Maria de Lurdes Gouveia Barata
DA CAVERNA DA TAILÂNDIA
Há acontecimentos que marcam certos meses e talvez se possa dizer que este Julho ficou assinalado com o resgate dos garotos da caverna da Tailândia. Aqueles rostos, que entravam na nossa intimidade doméstica pela sucessão de telejornais com a proeminência do assunto, perturbavam o quotidiano, mesmo que outros incidentes (e com desgraças) viessem a público. Os garotos, para mim principalmente dois em primeiro plano, de olhos bem abertos e frontais, iluminados de coragem (seria?) por um sorriso largo, despertavam a simpatia simultânea com a ansiedade da interrogação de como tudo iria acabar – era um aperto ansioso no coração, ao mesmo tempo que se tentava afastar o pensamento negativo. Os telejornais não perderam pitada para fazer estremecer o público do mundo com homens de mãos dadas, solidárias, e testemunhos de auxílio directo de âmbito internacional in loco. Foram nove dias fora do mundo até serem encontrados, doze miúdos e um treinador, um jovem de vinte e cinco anos que teve o mérito de ajudar a aguentar a pressão.
A desgraça tem força gregária e disso é prova a atenção do mundo inteiro e aquela angústia que fez corrente entre os homens de todas as nações. As cartas escritas pelos miúdos foram achas na chama da solidariedade: mensagens de amor e de esperança de voltar, a que se acrescentava o desejo de sabores de comida para quem não se alimentara durante nove dias - «diz ao Yod para me levar a uma loja de frango frito»; «se pudermos sair, por favor, podes levar-me para comer num restaurante de carne de porco frito na frigideira?». Não era de admirar pela privação de alimentos. A memória acumula vida e alimenta o desejo de voltar ao que foi prazer. Uma outra das mensagens divulgadas corrobora o desejo de regresso à vida quotidiana anterior, valorizada mais do que nunca pelo afastado fundo da caverna escura: «Não se preocupe por eu estar ausente por duas semanas, vou ajudá-lo na loja em breve» - pequenos sonhos para realizar esse regresso…

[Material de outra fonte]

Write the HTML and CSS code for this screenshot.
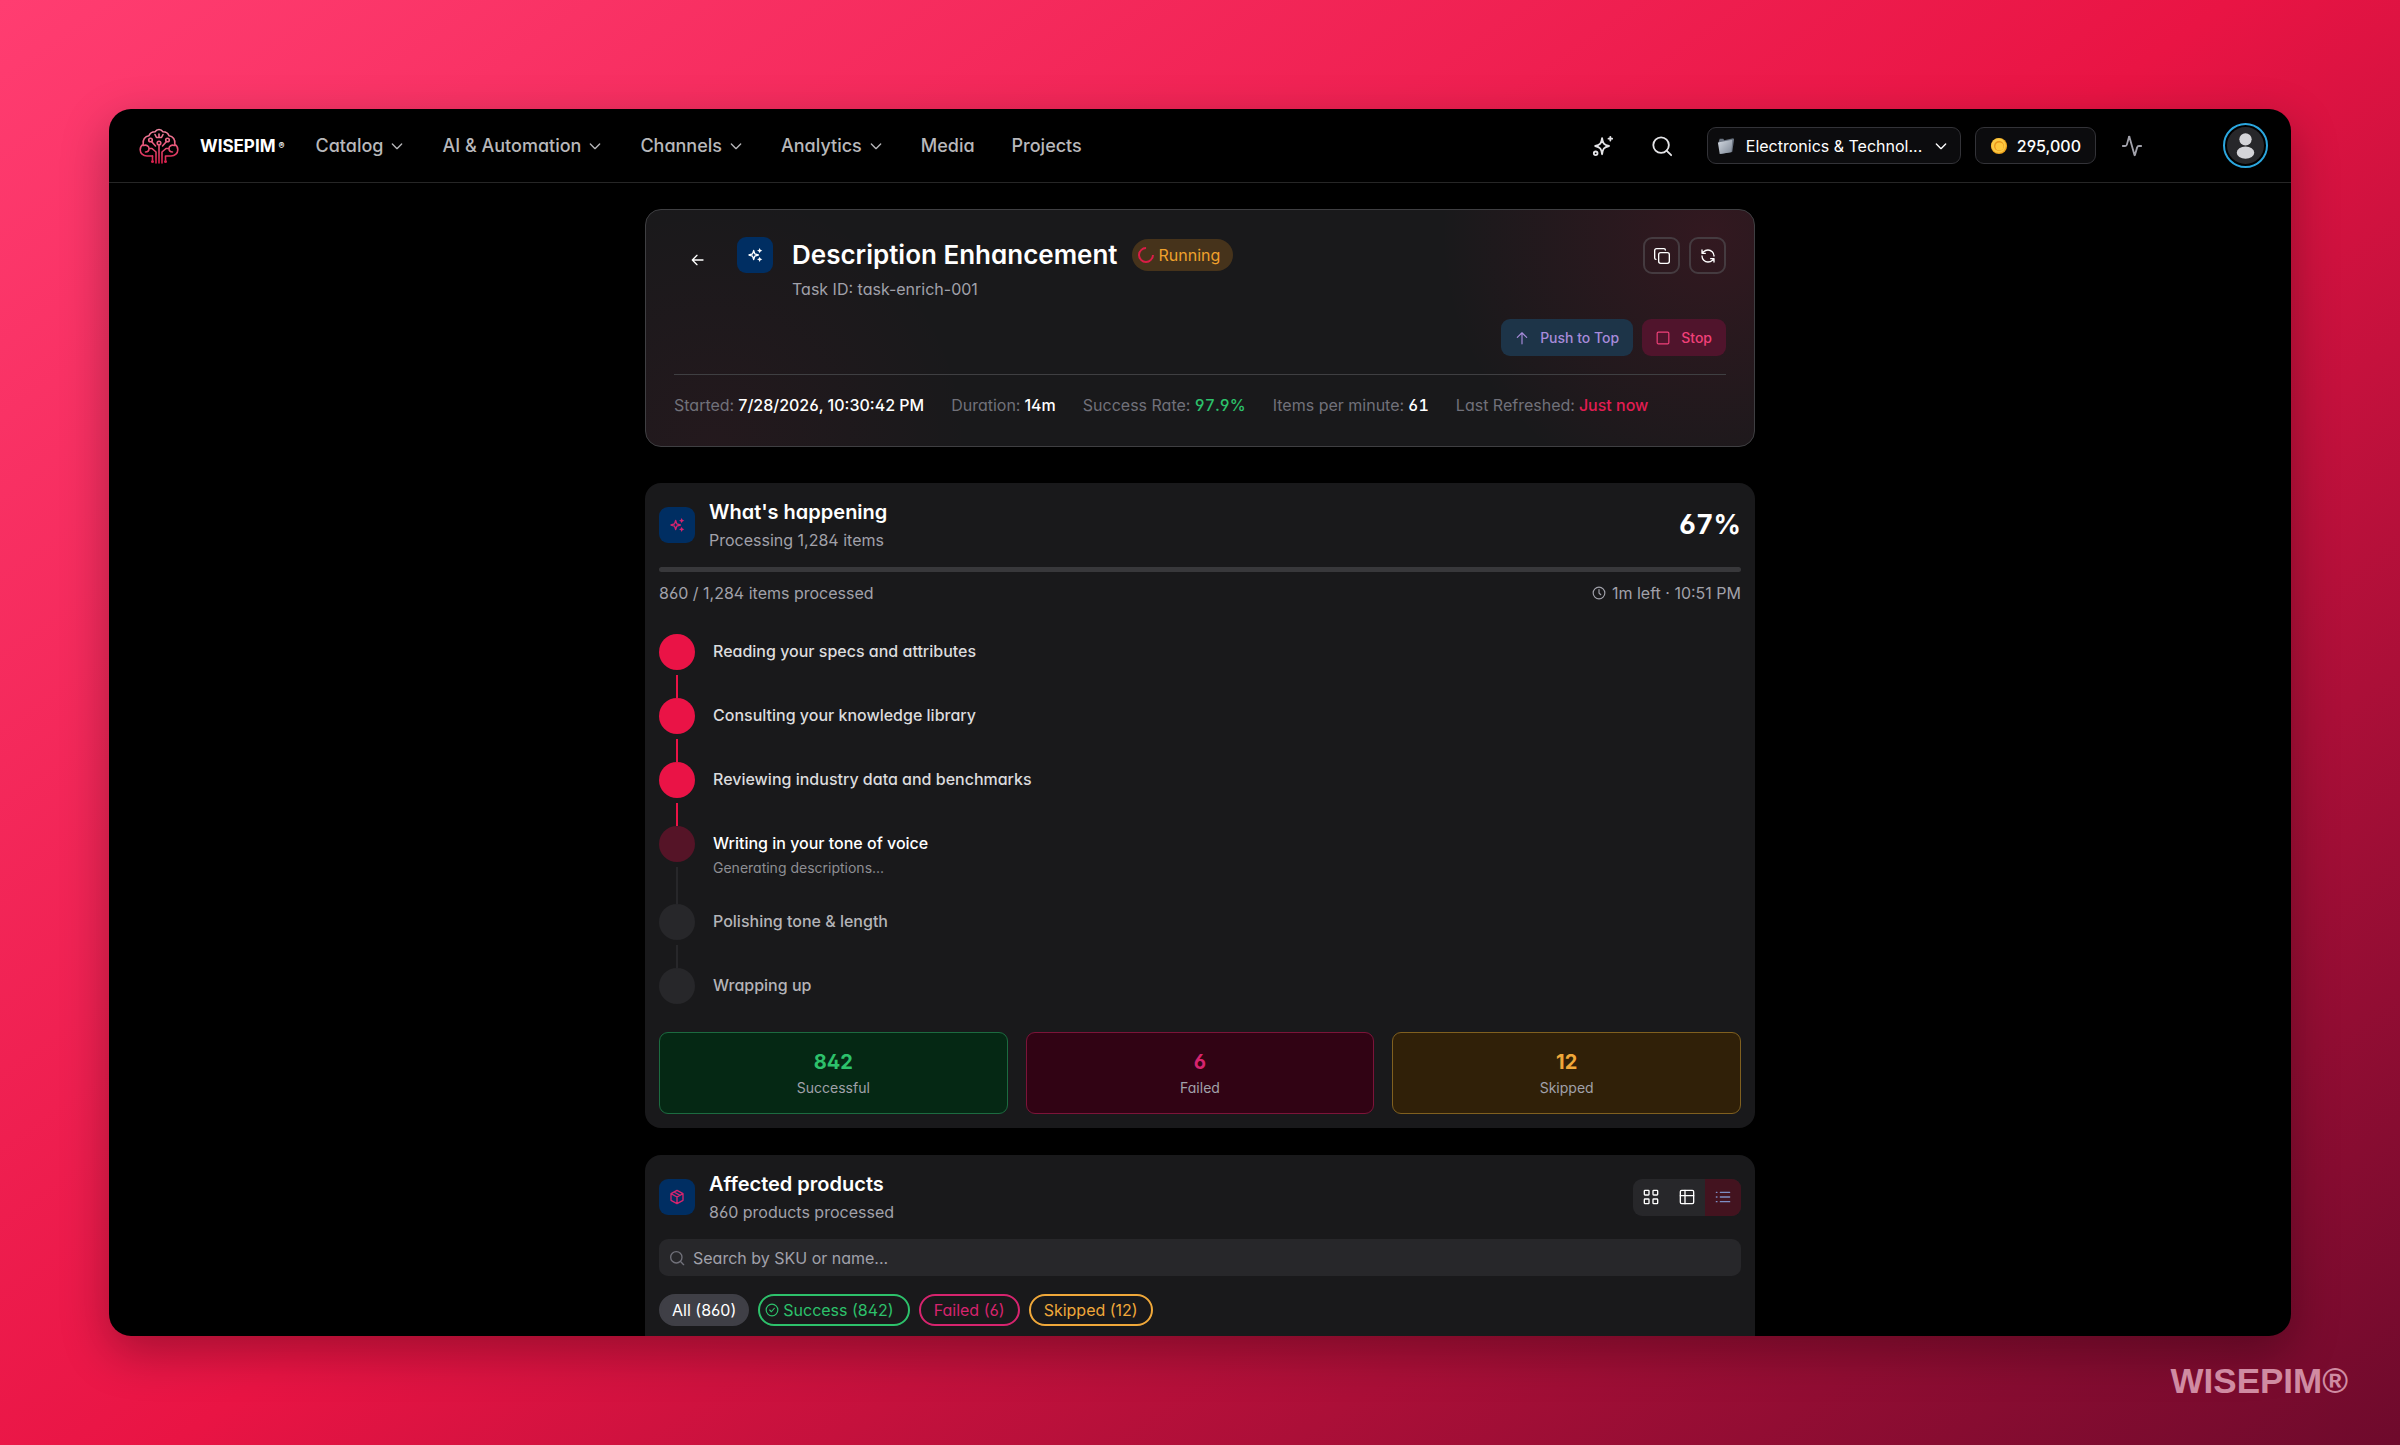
FILE: index.html
```html
<!DOCTYPE html>
<html lang="en">
<head>
<meta charset="utf-8">
<meta name="viewport" content="width=device-width, initial-scale=1">
<title>Description Enhancement – WISEPIM</title>
<link rel="stylesheet" href="styles.css">
</head>
<body>
<svg class="defs" aria-hidden="true">
  <defs>
    <linearGradient id="brand" x1="0" y1="0" x2="0" y2="36" gradientUnits="userSpaceOnUse"><stop offset="0" stop-color="#f58fa8"/><stop offset="1" stop-color="#d91a48"/></linearGradient>
    <linearGradient id="folder" x1="0" y1="0" x2="1" y2="1"><stop offset="0" stop-color="#d5dbe3"/><stop offset="1" stop-color="#7d8795"/></linearGradient>
    <symbol id="chevron" viewBox="0 0 24 24"><path d="m5 9 7 7 7-7"/></symbol>
    <symbol id="stars" viewBox="0 0 24 24"><path d="M10 5l1.700 5.300L17 12l-5.300 1.700L10 19l-1.700-5.300L3 12l5.300-1.700z"/><path class="solid" d="M19 1.500l1.200 2.800 2.800 1.200-2.800 1.200L19 9.500l-1.200-2.800L15 5.500l2.800-1.200zM19 14.500l1.200 2.800 2.800 1.200-2.800 1.200-1.200 2.800-1.200-2.800-2.800-1.200 2.800-1.200z"/></symbol>
    <symbol id="search" viewBox="0 0 24 24"><circle cx="11" cy="11" r="8.500"/><path d="m22 22-5-5"/></symbol>
  </defs>
</svg>
<div class="window">
  <header class="topbar">
    <a class="brand" href="#">
      <svg class="logo" viewBox="0 0 40 36" aria-hidden="true">
        <path d="M13.500 28H8c-4 0-6.800-2.800-6.800-6.300 0-2.500 1.200-4.200 3-5.200C3.400 11.500 6 8.300 10 7.800 11 5 13.500 3.800 16 3.800 17 2.200 18.500 1.500 20 1.500s3 .7 4 2.300c2.500 0 5 1.200 6 4 4 .5 6.600 3.700 5.800 8.700 1.800 1 3 2.700 3 5.200 0 3.500-2.800 6.300-6.800 6.300h-5.500v4"/>
        <path d="M13.500 28v4M20 35V17M17 35V24l-4-3.500h-2.500M23 35V24l4-3.500h2.500M4.500 17.500c3-1 5.500.5 5.500 3s-1.500 3.500-3.500 3.500M35.500 17.500c-3-1-5.500.5-5.500 3s1.500 3.500 3.500 3.500M12.500 13.500l4 4.500M27.500 13.500l-4 4.500M16 6.500l1.500 3h5l1.500-3M20 6v3"/>
        <circle cx="20" cy="15" r="1.800"/><circle cx="11.500" cy="12" r="1.800"/><circle cx="28.500" cy="12" r="1.800"/><circle cx="13.500" cy="33.500" r=".7"/><circle cx="26.500" cy="33.500" r=".7"/>
      </svg>
      <span class="wordmark">WISEPIM<small>®</small></span>
    </a>
    <nav class="menu">
      <a href="#">Catalog<svg><use href="#chevron"/></svg></a>
      <a href="#">AI &amp; Automation<svg><use href="#chevron"/></svg></a>
      <a href="#">Channels<svg><use href="#chevron"/></svg></a>
      <a href="#">Analytics<svg><use href="#chevron"/></svg></a>
      <a href="#">Media</a>
      <a href="#">Projects</a>
    </nav>
    <div class="tools">
      <button class="tool" aria-label="Assistant"><svg viewBox="0 0 24 24"><path d="M11 3.500c.7 5.500 2 7.300 7.500 8.500-5.500 1.200-6.800 3-7.500 9-.7-6-2-7.800-7.500-9C9 10.800 10.300 9 11 3.500z"/><path d="M20 2v4M18 4h4"/><circle cx="4" cy="20" r="2"/></svg></button>
      <button class="tool" aria-label="Search"><svg><use href="#search"/></svg></button>
      <button class="box catalog">
        <svg class="emoji" viewBox="0 0 20 20" aria-hidden="true"><path d="M2 5l1-3h4l1 1.500 10-2 1 1-2 14L4 19z" fill="#69727f"/><path d="M1 6l16-3-1 14-13 2z" fill="url(#folder)"/></svg>
        <span>Electronics &amp; Technol...</span>
        <svg class="caret"><use href="#chevron"/></svg>
      </button>
      <button class="box credits">
        <svg class="emoji" viewBox="0 0 20 20" aria-hidden="true"><circle cx="10" cy="10" r="9" fill="#f0a51d"/><circle cx="9.500" cy="9.500" r="8" fill="#fbc944"/><circle cx="10" cy="10" r="5.500" fill="#e9941a"/><circle cx="10.500" cy="10.500" r="4.500" fill="#ffc83d"/></svg>
        <span>295,000</span>
      </button>
      <button class="tool activity" aria-label="Activity"><svg viewBox="0 0 24 24"><path d="M22 12h-2.500a2 2 0 0 0-1.900 1.500L15.200 21.800a.25.25 0 0 1-.5 0L9.200 2.200a.25.25 0 0 0-.5 0L6.400 10.500A2 2 0 0 1 4.500 12H2"/></svg></button>
      <button class="avatar" aria-label="Account"><svg viewBox="0 0 36 36"><circle cx="18" cy="12" r="6"/><ellipse cx="18" cy="25" rx="8.500" ry="6"/></svg></button>
    </div>
  </header>

  <main class="content">
    <section class="card summary">
      <div class="summary-head">
        <button class="back" aria-label="Back"><svg viewBox="0 0 24 24"><path d="m12 19-7-7 7-7M21 12H5"/></svg></button>
        <span class="tile light"><svg><use href="#stars"/></svg></span>
        <div class="summary-title">
          <div class="title-line">
            <h1>Description Enhancement</h1>
            <span class="badge"><i class="spinner"></i>Running</span>
          </div>
          <p>Task ID: task-enrich-001</p>
        </div>
        <div class="icon-buttons">
          <button aria-label="Duplicate"><svg viewBox="0 0 24 24"><rect x="7" y="7" width="16" height="16" rx="3"/><path d="M3 17c-1.100 0-2-.9-2-2V4c0-1.700 1.300-3 3-3h11c1.100 0 2 .9 2 2"/></svg></button>
          <button aria-label="Refresh"><svg viewBox="0 0 24 24"><path d="M21 12a9 9 0 0 0-9-9 9.750 9.750 0 0 0-6.740 2.740L3 8M3 3v5h5M3 12a9 9 0 0 0 9 9 9.750 9.750 0 0 0 6.740-2.740L21 16M16 16h5v5"/></svg></button>
        </div>
      </div>
      <div class="actions">
        <button class="push"><svg viewBox="0 0 24 24"><path d="m4 11 8-8 8 8M12 22V3"/></svg>Push to Top</button>
        <button class="stop"><svg viewBox="0 0 24 24"><rect x="2" y="2" width="20" height="20" rx="2"/></svg>Stop</button>
      </div>
      <dl class="facts">
        <div><dt>Started:</dt><dd>7/28/2026, 10:30:42 PM</dd></div>
        <div><dt>Duration:</dt><dd>14m</dd></div>
        <div><dt>Success Rate:</dt><dd class="num green">97.9%</dd></div>
        <div><dt>Items per minute:</dt><dd class="num">61</dd></div>
        <div><dt>Last Refreshed:</dt><dd class="rose">Just now</dd></div>
      </dl>
    </section>

    <section class="card progress">
      <div class="card-head">
        <span class="tile"><svg><use href="#stars"/></svg></span>
        <div><h2>What's happening</h2><p>Processing 1,284 items</p></div>
        <strong class="percent num">67%</strong>
      </div>
      <div class="bar" role="progressbar" aria-label="Items processed"></div>
      <div class="bar-labels">
        <span>860 / 1,284 items processed</span>
        <span class="eta"><svg viewBox="0 0 24 24"><circle cx="12" cy="12" r="10"/><path d="M12 6v6l3 3"/></svg>1m left · 10:51 PM</span>
      </div>
      <ol class="steps">
        <li class="done"><i></i><div>Reading your specs and attributes</div></li>
        <li class="done"><i></i><div>Consulting your knowledge library</div></li>
        <li class="done"><i></i><div>Reviewing industry data and benchmarks</div></li>
        <li class="current"><i></i><div>Writing in your tone of voice<small>Generating descriptions...</small></div></li>
        <li><i></i><div>Polishing tone &amp; length</div></li>
        <li><i></i><div>Wrapping up</div></li>
      </ol>
      <div class="totals">
        <div class="total success"><strong>842</strong><span>Successful</span></div>
        <div class="total failed"><strong>6</strong><span>Failed</span></div>
        <div class="total skipped"><strong>12</strong><span>Skipped</span></div>
      </div>
    </section>

    <section class="card products">
      <div class="card-head">
        <span class="tile"><svg viewBox="0 0 24 24"><path d="M12 2l9 5v10l-9 5-9-5V7zM3 7l9 5 9-5M12 12v10M7.500 4.500l9 5"/></svg></span>
        <div><h2>Affected products</h2><p>860 products processed</p></div>
        <div class="views">
          <button aria-label="Grid view"><svg viewBox="0 0 24 24"><rect x="2" y="2" width="7" height="7" rx="1"/><rect x="15" y="2" width="7" height="7" rx="1"/><rect x="2" y="15" width="7" height="7" rx="1"/><rect x="15" y="15" width="7" height="7" rx="1"/></svg></button>
          <button aria-label="Table view"><svg viewBox="0 0 24 24"><rect x="2" y="2" width="20" height="20" rx="2"/><path d="M9 2v20M2 10h20"/></svg></button>
          <button class="on" aria-label="List view"><svg viewBox="0 0 24 24"><path d="M8 5h14M8 12h14M8 19h14M2 5h1M2 12h1M2 19h1"/></svg></button>
        </div>
      </div>
      <label class="search"><svg><use href="#search"/></svg><input type="search" placeholder="Search by SKU or name..." aria-label="Search by SKU or name"></label>
      <div class="chips">
        <button class="chip all">All (860)</button>
        <button class="chip ok"><svg viewBox="0 0 24 24"><circle cx="12" cy="12" r="10"/><path d="m8 12 3 3 5-6"/></svg>Success (842)</button>
        <button class="chip bad">Failed (6)</button>
        <button class="chip warn">Skipped (12)</button>
      </div>
    </section>
  </main>
</div>
<footer class="watermark">WISEPIM®</footer>
</body>
</html>
```
FILE: styles.css
```css
* { box-sizing: border-box; }

body {
  position: relative;
  display: flex;
  height: 100vh;
  margin: 0;
  padding: 109px;
  overflow: hidden;
  background: linear-gradient(145deg, #ff3d71 0%, #e91444 50%, #6e0a2c 100%);
  color: #fff;
  font: 400 16px/24px Inter, "Noto Sans", sans-serif;
  font-feature-settings: "cv02", "cv03", "cv04", "cv11";
}

h1, h2, p, dl, dd, ol { margin: 0; padding: 0; }
button { padding: 0; border: 0; background: none; color: inherit; font: inherit; font-feature-settings: inherit; cursor: pointer; }
a { color: inherit; text-decoration: none; }
svg { display: block; flex: none; fill: none; stroke: currentColor; stroke-width: 2; stroke-linecap: round; stroke-linejoin: round; }
.solid { fill: currentColor; stroke: none; }
.num { font-variant-numeric: tabular-nums; }
.defs { position: absolute; width: 0; height: 0; }

.window {
  flex: 1;
  min-width: 0;
  overflow: hidden;
  border-radius: 22px;
  background: #000;
  box-shadow: 0 16px 48px rgba(0, 0, 0, 0.3);
}

/* Top bar */
.topbar {
  display: flex;
  align-items: center;
  height: 74px;
  padding: 0 23px 0 30px;
  border-bottom: 1px solid #262626;
}
.brand { display: flex; align-items: center; gap: 21px; }
.logo { width: 40px; height: 36px; stroke: url(#brand); stroke-width: 1.600; }
.wordmark { display: flex; align-items: center; gap: 3px; font-size: 17px; font-weight: 700; }
.wordmark small { font-size: 9px; }
.menu { display: flex; gap: 37px; margin-left: 31px; color: #b8b8bb; font-size: 18px; font-weight: 500; }
.menu a { display: flex; align-items: center; gap: 6px; }
.menu svg { width: 16px; height: 16px; }
.tools { display: flex; align-items: center; margin-left: auto; color: #e4e4e7; }
.tool { display: grid; place-items: center; width: 36px; height: 36px; margin-right: 23px; }
.tool + .box { margin-left: 4px; }
.tool svg { width: 22px; height: 22px; }
.box { display: flex; align-items: center; height: 37px; border: 1px solid #333338; border-radius: 9px; background: #0c0c0e; color: #fff; font-weight: 500; white-space: nowrap; }
.catalog { gap: 11px; width: 254px; padding: 0 15px 0 9px; margin-right: 14px; font-weight: 400; }
.caret { width: 16px; height: 16px; margin-left: auto; }
.credits { gap: 9px; padding: 0 14px; }
.emoji { width: 18px; height: 18px; stroke: none; }
.tool.activity { margin: 0 73px 0 18px; color: #a1a1aa; }
.avatar { display: grid; place-items: center; width: 45px; height: 45px; padding: 0; border: 2px solid #2ba6de; border-radius: 50%; }
.avatar svg { width: 37px; height: 37px; border-radius: 50%; background: #27272a; fill: #d4d4d8; stroke: none; }

/* Cards */
.content { width: 100%; max-width: 1110px; margin: 0 auto; padding-top: 26px; }
.card { padding: 14px; border-radius: 16px; background: #19191b; }
.tile { display: grid; place-items: center; width: 36px; height: 36px; border-radius: 9px; background: #002e62; color: #d6246e; }
.tile svg { width: 16px; height: 16px; }
.tile.light { color: #fff; }

/* Task summary */
.summary {
  padding: 27px 28px 0;
  min-height: 238px;
  margin-bottom: 36px;
  border: 1px solid #3f3f42;
  background:
    radial-gradient(circle at 96% 10%, rgba(233, 20, 68, 0.12), transparent 270px),
    radial-gradient(circle at 6% 100%, rgba(233, 20, 68, 0.05), transparent 260px),
    #19191b;
}
.summary-head { display: flex; }
.back { display: grid; place-items: center; width: 45px; height: 46px; margin-right: 18px; }
.back svg { width: 16px; height: 16px; }
.summary-title { margin-left: 19px; }
.title-line { display: flex; align-items: center; gap: 14px; height: 36px; }
h1 { font-size: 26px; font-weight: 600; line-height: 36px; }
.badge { display: flex; align-items: center; gap: 5px; height: 32px; padding: 0 13px 0 6px; border-radius: 16px; background: #46331b; color: #f0a12c; }
.spinner { width: 16px; height: 16px; border: 2px solid #d91d46; border-top-color: transparent; border-radius: 50%; transform: rotate(45deg); }
.summary-title p { color: #a1a1aa; line-height: 32px; }
.icon-buttons { display: flex; gap: 9px; margin-left: auto; }
.icon-buttons button { display: grid; place-items: center; width: 37px; height: 37px; border: 2px solid #453b40; border-radius: 9px; }
.icon-buttons svg { width: 16px; height: 16px; }
.actions { display: flex; justify-content: flex-end; gap: 9px; margin-top: 14px; }
.actions button { display: flex; align-items: center; gap: 11px; height: 37px; padding: 0 14px; border-radius: 9px; font-size: 14px; font-weight: 500; }
.actions svg { width: 14px; height: 14px; }
.push { background: #1d3448; color: #a78bda; }
.stop { background: #50142c; color: #f04079; }
.facts { display: flex; gap: 27px; margin-top: 18px; padding-top: 18px; border-top: 1px solid #3f3f42; }
.facts div { display: flex; gap: 4px; }
.facts dt { color: #71717a; }
.facts dd { font-weight: 500; }
.facts .green { color: #2dc16b; }
.facts .rose { color: #e11d52; }

/* Progress */
.progress { margin-bottom: 27px; }
.card-head { display: flex; align-items: center; gap: 14px; }
.card-head p { color: #a1a1aa; line-height: 26px; }
h2 { font-size: 20px; font-weight: 600; line-height: 30px; }
.percent { margin-left: auto; font-size: 27px; }
.bar { height: 5px; margin-top: 14px; border-radius: 3px; background: #38383b; }
.bar-labels { display: flex; justify-content: space-between; margin: 9px 0 29px; color: #a1a1aa; }
.eta { display: flex; align-items: center; gap: 6px; }
.eta svg { width: 14px; height: 14px; }
.steps { list-style: none; }
.steps li { position: relative; display: flex; gap: 18px; min-height: 64px; color: #b4b4b8; font-weight: 500; line-height: 34px; }
.steps li:last-child { min-height: 36px; }
.steps i { width: 36px; height: 36px; border-radius: 50%; background: #27272a; }
.steps li:not(:last-child)::after { content: ""; position: absolute; top: 41px; bottom: 0; left: 17px; width: 2px; background: #27272a; }
.steps .done { color: #dcdcde; }
.steps .done i, .steps .done::after { background: #ea1346 !important; }
.steps .current { min-height: 78px; color: #fff; }
.steps .current i { background: #551427; }
.steps small { display: block; color: #8e8e93; font-size: 14px; font-weight: 400; line-height: 16px; }
.totals { display: grid; grid-template-columns: repeat(3, 1fr); gap: 18px; margin-top: 28px; }
.total { height: 82px; padding-top: 15px; border: 1px solid; border-radius: 9px; text-align: center; }
.total strong { display: block; font-size: 20px; line-height: 28px; }
.total span { display: block; color: #a1a1aa; font-size: 14px; }
.success { border-color: #1c6b40; background: #052814; color: #2dc16b; }
.failed { border-color: #7c1439; background: #310314; color: #d6246e; }
.skipped { border-color: #80601f; background: #302008; color: #f0a83a; }

/* Products */
.views { display: flex; margin-left: auto; overflow: hidden; border-radius: 9px; background: #27272a; }
.views button { display: grid; place-items: center; width: 36px; height: 37px; }
.views svg { width: 16px; height: 16px; }
.views .on { background: #43131f; color: #7d8ec4; }
.search { display: flex; align-items: center; gap: 8px; height: 37px; margin-top: 14px; padding: 0 10px; border-radius: 9px; background: #27272a; color: #71717a; }
.search svg { width: 16px; height: 16px; }
.search input { flex: 1; min-width: 0; padding: 0; border: 0; outline: 0; background: none; color: #fff; font: inherit; font-feature-settings: inherit; }
.search input::placeholder { color: #a1a1aa; opacity: 1; }
.chips { display: flex; gap: 9px; margin-top: 18px; padding-bottom: 40px; }
.chip { display: flex; align-items: center; gap: 4px; height: 32px; padding: 0 13px; border: 2px solid; border-radius: 16px; }
.chip svg { width: 14px; height: 14px; }
.chip.all { padding: 0 11px; border-color: #3f3f46; background: #3f3f46; }
.chip.ok { padding: 0 14px 0 5px; color: #2dc16b; }
.bad { color: #d6246e; }
.warn { color: #f0a83a; }

.watermark { position: absolute; right: 52px; bottom: 44px; color: #d08ba2; font: 700 35px/40px "Liberation Sans", sans-serif; }
```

E realizou-se. Acompanhámos o resgate com preocupação e como num filme de suspense. O êxito do primeiro dia de quatro rapazes encheu os corações de alegria e acalorou a esperança. Seguiram-se mais dois dias de acumular êxito e finalmente o mundo suspirou aliviado. A caverna escura e de agudezas perigosas que a nossa imaginação encheu de ameaças insondáveis ficou para trás e vencida. Penso ter visto num telejornal a expressão milagre da Tailândia. Embora eu não seja de atribuir responsabilidade aos deuses, penso que é de considerar os salvadores numa missão de milagre. Os homens conseguem comportar-se como heróis e até um homem, o mergulhador tailandês, perdeu a vida porque queria preservar a vida de outros.
Eram crianças que estavam em perigo e esse estatuto enterneceu o mundo inteiro. Há uma frase de Pasteur que sempre guardei na memória: «Quando vejo uma criança, ela inspira-me dois sentimentos: ternura, pelo que é, e respeito pelo que pode vir a ser.» Em contrapartida, dei comigo a pensar também nas mais de duas mil crianças que o tristemente famoso Donald Trump quer ou quis separar dos pais – separar imigrantes clandestinos dos filhos é política aceitável para tal Cabeça! A pressão da repulsa manifestada fora dos Estados Unidos e dentro dos Estados Unidos, depois das imagens dessas crianças chorando correrem mundo, parece ter conseguido uma brecha para um recuo. Não sei como é isto, mas sempre há qualquer coisa de desagradável com o trumpismo.
A vida entretece momentos bons e maus. Quando sentimos areia movediça sob os pés, é bom lembrar que a luta é condição de sobrevivência e que há homens ao lado de outros homens para ajudar nessa luta.